Il y a dans nos métiers une culture de l’outil, qui se traduit souvent par une focalisation sur la technique et les machines. Au point parfois que le dialogue avec les clients devient plus compliqué, parce que cette connaissance s’est perdue chez nombre d’acheteurs. Faut-il selon vous également changer sa façon de parler aux clients ?

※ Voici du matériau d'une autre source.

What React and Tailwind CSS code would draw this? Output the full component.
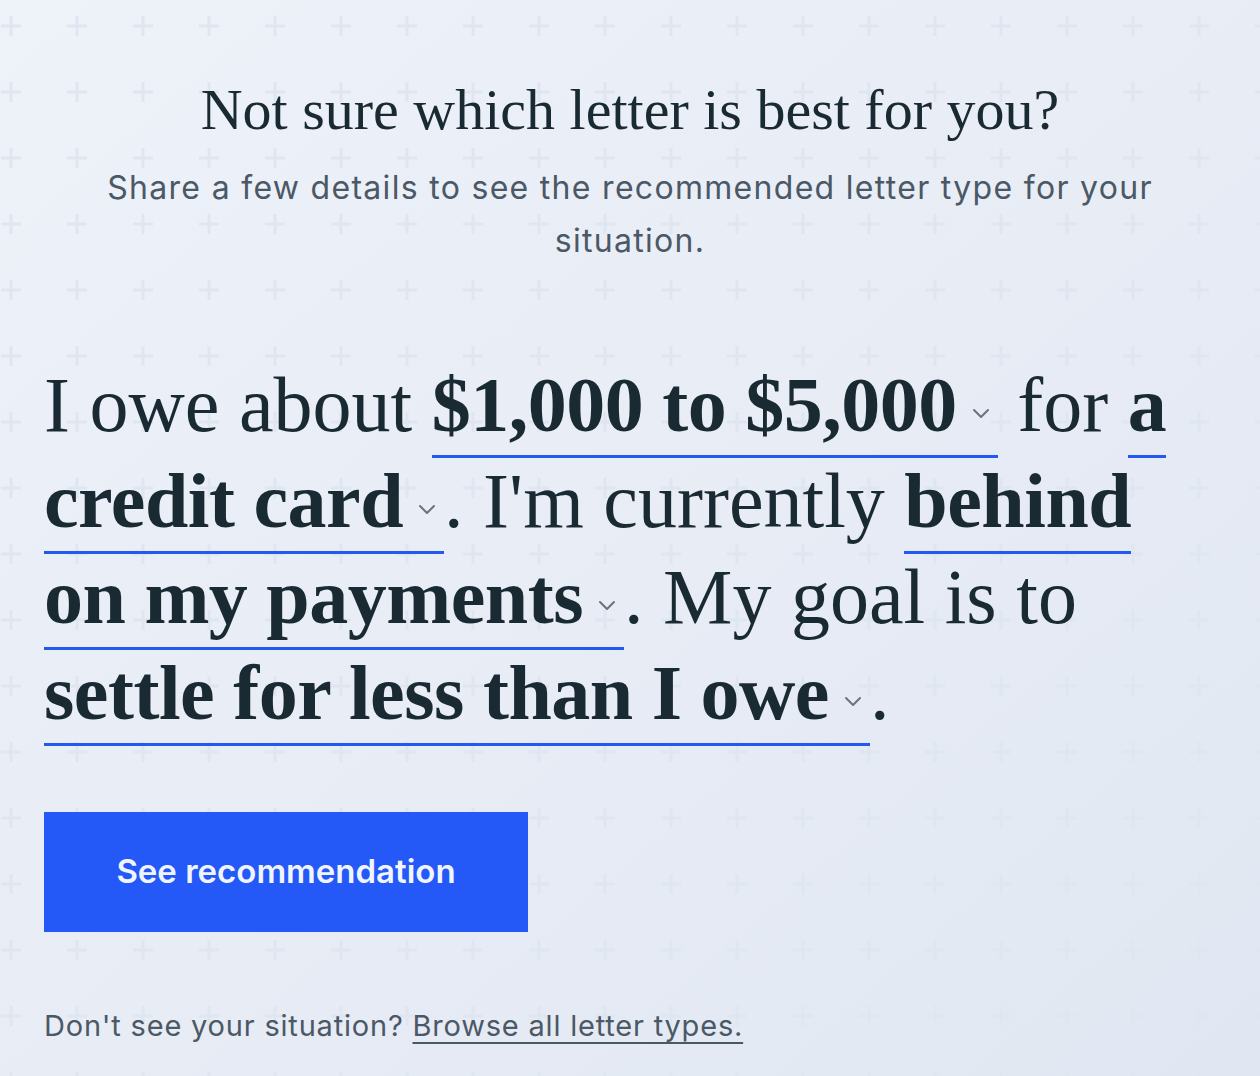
import React from 'react';

const serif = { fontFamily: '"Liberation Serif", "Times New Roman", serif' };

function Chevron() {
  return (
    <svg
      width="20"
      height="12"
      viewBox="0 0 20 12"
      className="inline-block align-baseline ml-[14px] mr-[7px] mb-[12px]"
      fill="none"
    >
      <path d="M3 3l7 7 7-7" stroke="#6b7280" strokeWidth="2" strokeLinecap="round" strokeLinejoin="round" />
    </svg>
  );
}

function Pick({ children }) {
  return (
    <span className="font-bold tracking-[-0.5px] border-b-[3px] border-[#2458f5] pb-[7px] cursor-pointer">
      {children}
    </span>
  );
}

export default function App() {
  return (
    <div className="relative min-h-screen overflow-hidden bg-gradient-to-br from-[#eef2f9] to-[#e1e7f2] font-['Inter',sans-serif]">
      {/* plus pattern */}
      <svg className="absolute inset-0 w-full h-full pointer-events-none" aria-hidden="true">
        <defs>
          <pattern id="plus" x="-22" y="-7" width="66" height="66" patternUnits="userSpaceOnUse">
            <path d="M23 33h20M33 23v20" stroke="#dfe6f0" strokeWidth="3" />
          </pattern>
        </defs>
        <rect width="100%" height="100%" fill="url(#plus)" />
      </svg>

      <div className="relative px-[44px] pt-[75px]">
        {/* Header */}
        <h1 style={serif} className="text-center text-[58px] leading-[70px] text-[#1a2a33]">
          Not sure which letter is best for you?
        </h1>
        <p className="mt-[16px] text-center text-[32px] leading-[53px] tracking-[1.3px] text-[#4b5866]">
          Share a few details to see the recommended letter type for your situation.
        </p>

        {/* Sentence builder */}
        <p style={serif} className="mt-[90px] text-[78px] leading-[96px] text-[#1a2a33] whitespace-nowrap">
          I owe about <Pick>$1,000 to $5,000<Chevron /></Pick> for <Pick>a<br />credit card<Chevron /></Pick>. I'm currently <Pick>behind<br />on my payments<Chevron /></Pick>. My goal is to
          <br />
          <Pick>settle for less than I owe<Chevron /></Pick>.
        </p>

        <button className="mt-[71px] block w-[484px] h-[120px] bg-[#2459f8] text-[#f0f4fc] text-[33px] font-semibold">
          See recommendation
        </button>

        <p className="mt-[74px] text-[29px] leading-[40px] tracking-[0.8px] text-[#4b5866]">
          Don't see your situation?{' '}
          <a href="#" className="underline decoration-2 underline-offset-[6px]">Browse all letter types.</a>
        </p>
      </div>
    </div>
  );
}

Il est vrai que le digital n’a jamais parlé de cette façon à ses cibles. On ne vante pas la puissance des téléphones, des ordinateurs ou des tablettes, avec des termes compliqués. On nous montre ce que l’on peut faire avec et c’est à peu près tout. Loire Impression fait en tout cas cet effort de simplification du vocabulaire, via nos commerciaux notamment, et c’est en partie ce qui nous permet de fédérer autant. Pour que les gens se réintéressent à ce que l’on fait, il faut parler à tout le monde. Il est certain qu’en faisant ce type de concessions, ça peut être frustrant pour les techniciens les plus portés sur les capacités de nos machines, parce qu’ils sont passionnés et détenteurs de savoir-faire magnifiques, mais je pense en effet qu’il faut s’attacher à être entendus. L’important je pense, c’est de rester dans le bénéfice client : comprendre leur demande et la traduire dans la meilleure équation industrielle pour eux, en leur expliquant ce qu’ils vont y gagner. Tant sur le plan de la fabrication, du prix, de la qualité, de l’écorespensabilité etc. Le défi sera d’être transparent sur ces points-là alors que sur des questions environnementales par exemple, la responsabilité d’autres acteurs/fournisseurs entre en jeu : savoir d’où vient le papier, d’où viennent les encres etc. Ces paramètres sont d’autant plus complexes à gérer que les réglementations ne sont pas les mêmes partout dans le monde. Mais là encore, nous progressons vite et il faudra avoir à cœur de se féliciter de cette transparence, qui n’existe pas dans le digital à ce jour et qui permet de mieux faire accepter nos prix à nos clients. Plus on lui donne des éléments, plus on est légitime à valoriser ce que l’on fait, parce qu’on fait la démonstration d’une véritable démarche réfléchie et responsable.